- _DATASET SECTION_
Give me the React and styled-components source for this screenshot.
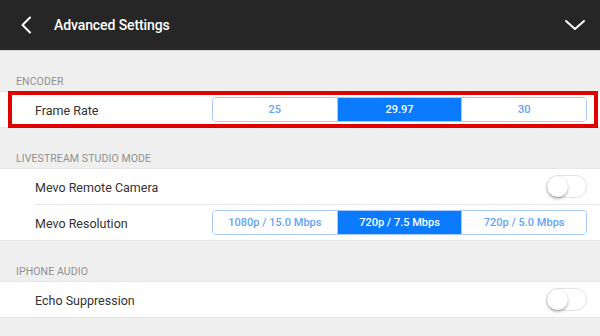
import styled, { createGlobalStyle } from 'styled-components';

const GlobalStyle = createGlobalStyle`
  body {
    margin: 0;
    background: #efefef;
    font-family: Roboto, "Liberation Sans", Arial, sans-serif;
  }
`;

const Screen = styled.div`
  width: 600px;
  height: 336px;
  overflow: hidden;
  background: #efefef;
`;

const TopBar = styled.header`
  height: 50px;
  display: flex;
  align-items: center;
  padding: 0 14px 0 20px;
  background: #262626;
  border-bottom: 1px solid #d8d8d8;
  color: #fff;

  h1 {
    margin: 0 0 0 20px;
    flex: 1;
    font-size: 14px;
    font-weight: 500;
    letter-spacing: -0.1px;
  }
`;

const SectionLabel = styled.div`
  padding: 25px 16px 3px;
  line-height: 12px;
  font-size: 10.5px;
  color: #909090;
  text-transform: uppercase;
  letter-spacing: 0.1px;
`;

const Section = styled.section`
  position: relative;
  background: #fff;
  border-top: 1px solid #e6e6e6;
  border-bottom: 1px solid #e6e6e6;

  ${({ $highlight }) =>
    $highlight &&
    `
    &::after {
      content: '';
      position: absolute;
      top: -1px;
      bottom: -1px;
      left: 8px;
      right: 2px;
      border: 4px solid #e10000;
    }
  `}
`;

const Row = styled.div`
  height: 35px;
  margin-left: 35px;
  padding-right: 13px;
  display: flex;
  align-items: center;
  justify-content: space-between;
  font-size: 12.5px;
  color: #333;

  & + & {
    border-top: 1px solid #e8e8e8;
  }
`;

const RowLabel = styled.span`
  padding-top: 2px;
`;

const Segmented = styled.div`
  width: 375px;
  height: 25px;
  box-sizing: border-box;
  display: flex;
  border: 1px solid #a9c8fb;
  border-radius: 4px;
  overflow: hidden;
`;

const Segment = styled.div`
  flex: 1;
  display: flex;
  align-items: center;
  justify-content: center;
  font-size: 11px;
  font-weight: 500;
  color: ${({ $active }) => ($active ? '#fff' : '#66a2f6')};
  background: ${({ $active }) => ($active ? '#0a7aff' : '#fff')};

  & + & {
    border-left: 1px solid #a9c8fb;
  }
`;

const Toggle = styled.span`
  position: relative;
  width: 41px;
  height: 23px;
  box-sizing: border-box;
  border-radius: 12px;
  border: 1px solid #e2e2e2;
  background: #fff;

  &::after {
    content: '';
    position: absolute;
    top: 0;
    left: 0;
    width: 21px;
    height: 21px;
    border-radius: 50%;
    background: #fff;
    box-shadow: 0 2px 3px rgba(0, 0, 0, 0.28), 0 0 1px rgba(0, 0, 0, 0.15);
  }
`;

const Chevron = ({ dir }) =>
  dir === 'left' ? (
    <svg width="14" height="18" viewBox="0 0 14 18">
      <path d="M10 1.5 L2.5 9 L10 16.5" fill="none" stroke="#fff" strokeWidth="2" strokeLinecap="round" strokeLinejoin="round" />
    </svg>
  ) : (
    <svg width="22" height="12" viewBox="0 0 22 12">
      <path d="M2 2 L11 10 L20 2" fill="none" stroke="#fff" strokeWidth="2" strokeLinecap="round" strokeLinejoin="round" />
    </svg>
  );

const SegmentedControl = ({ options, value }) => (
  <Segmented>
    {options.map((o) => (
      <Segment key={o} $active={o === value}>
        {o}
      </Segment>
    ))}
  </Segmented>
);

const App = () => {
  return (
    <Screen>
      <GlobalStyle />
      <TopBar>
        <Chevron dir="left" />
        <h1>Advanced Settings</h1>
        <Chevron dir="down" />
      </TopBar>

      <SectionLabel>Encoder</SectionLabel>
      <Section $highlight>
        <Row>
          <RowLabel>Frame Rate</RowLabel>
          <SegmentedControl options={['25', '29.97', '30']} value="29.97" />
        </Row>
      </Section>

      <SectionLabel>Livestream Studio Mode</SectionLabel>
      <Section>
        <Row>
          <RowLabel>Mevo Remote Camera</RowLabel>
          <Toggle />
        </Row>
        <Row>
          <RowLabel>Mevo Resolution</RowLabel>
          <SegmentedControl
            options={['1080p / 15.0 Mbps', '720p / 7.5 Mbps', '720p / 5.0 Mbps']}
            value="720p / 7.5 Mbps"
          />
        </Row>
      </Section>

      <SectionLabel>iPhone Audio</SectionLabel>
      <Section>
        <Row>
          <RowLabel>Echo Suppression</RowLabel>
          <Toggle />
        </Row>
      </Section>
    </Screen>
  );
};

export default App;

- _SET TASK_
All of the lines above should be retyped precisely, apart from the pictures.

- _ANSWER IN FULL_
Give me the React and styled-components source for this screenshot.
import styled, { createGlobalStyle } from 'styled-components';

const GlobalStyle = createGlobalStyle`
  body {
    margin: 0;
    background: #efefef;
    font-family: Roboto, "Liberation Sans", Arial, sans-serif;
  }
`;

const Screen = styled.div`
  width: 600px;
  height: 336px;
  overflow: hidden;
  background: #efefef;
`;

const TopBar = styled.header`
  height: 50px;
  display: flex;
  align-items: center;
  padding: 0 14px 0 20px;
  background: #262626;
  border-bottom: 1px solid #d8d8d8;
  color: #fff;

  h1 {
    margin: 0 0 0 20px;
    flex: 1;
    font-size: 14px;
    font-weight: 500;
    letter-spacing: -0.1px;
  }
`;

const SectionLabel = styled.div`
  padding: 25px 16px 3px;
  line-height: 12px;
  font-size: 10.5px;
  color: #909090;
  text-transform: uppercase;
  letter-spacing: 0.1px;
`;

const Section = styled.section`
  position: relative;
  background: #fff;
  border-top: 1px solid #e6e6e6;
  border-bottom: 1px solid #e6e6e6;

  ${({ $highlight }) =>
    $highlight &&
    `
    &::after {
      content: '';
      position: absolute;
      top: -1px;
      bottom: -1px;
      left: 8px;
      right: 2px;
      border: 4px solid #e10000;
    }
  `}
`;

const Row = styled.div`
  height: 35px;
  margin-left: 35px;
  padding-right: 13px;
  display: flex;
  align-items: center;
  justify-content: space-between;
  font-size: 12.5px;
  color: #333;

  & + & {
    border-top: 1px solid #e8e8e8;
  }
`;

const RowLabel = styled.span`
  padding-top: 2px;
`;

const Segmented = styled.div`
  width: 375px;
  height: 25px;
  box-sizing: border-box;
  display: flex;
  border: 1px solid #a9c8fb;
  border-radius: 4px;
  overflow: hidden;
`;

const Segment = styled.div`
  flex: 1;
  display: flex;
  align-items: center;
  justify-content: center;
  font-size: 11px;
  font-weight: 500;
  color: ${({ $active }) => ($active ? '#fff' : '#66a2f6')};
  background: ${({ $active }) => ($active ? '#0a7aff' : '#fff')};

  & + & {
    border-left: 1px solid #a9c8fb;
  }
`;

const Toggle = styled.span`
  position: relative;
  width: 41px;
  height: 23px;
  box-sizing: border-box;
  border-radius: 12px;
  border: 1px solid #e2e2e2;
  background: #fff;

  &::after {
    content: '';
    position: absolute;
    top: 0;
    left: 0;
    width: 21px;
    height: 21px;
    border-radius: 50%;
    background: #fff;
    box-shadow: 0 2px 3px rgba(0, 0, 0, 0.28), 0 0 1px rgba(0, 0, 0, 0.15);
  }
`;

const Chevron = ({ dir }) =>
  dir === 'left' ? (
    <svg width="14" height="18" viewBox="0 0 14 18">
      <path d="M10 1.5 L2.5 9 L10 16.5" fill="none" stroke="#fff" strokeWidth="2" strokeLinecap="round" strokeLinejoin="round" />
    </svg>
  ) : (
    <svg width="22" height="12" viewBox="0 0 22 12">
      <path d="M2 2 L11 10 L20 2" fill="none" stroke="#fff" strokeWidth="2" strokeLinecap="round" strokeLinejoin="round" />
    </svg>
  );

const SegmentedControl = ({ options, value }) => (
  <Segmented>
    {options.map((o) => (
      <Segment key={o} $active={o === value}>
        {o}
      </Segment>
    ))}
  </Segmented>
);

const App = () => {
  return (
    <Screen>
      <GlobalStyle />
      <TopBar>
        <Chevron dir="left" />
        <h1>Advanced Settings</h1>
        <Chevron dir="down" />
      </TopBar>

      <SectionLabel>Encoder</SectionLabel>
      <Section $highlight>
        <Row>
          <RowLabel>Frame Rate</RowLabel>
          <SegmentedControl options={['25', '29.97', '30']} value="29.97" />
        </Row>
      </Section>

      <SectionLabel>Livestream Studio Mode</SectionLabel>
      <Section>
        <Row>
          <RowLabel>Mevo Remote Camera</RowLabel>
          <Toggle />
        </Row>
        <Row>
          <RowLabel>Mevo Resolution</RowLabel>
          <SegmentedControl
            options={['1080p / 15.0 Mbps', '720p / 7.5 Mbps', '720p / 5.0 Mbps']}
            value="720p / 7.5 Mbps"
          />
        </Row>
      </Section>

      <SectionLabel>iPhone Audio</SectionLabel>
      <Section>
        <Row>
          <RowLabel>Echo Suppression</RowLabel>
          <Toggle />
        </Row>
      </Section>
    </Screen>
  );
};

export default App;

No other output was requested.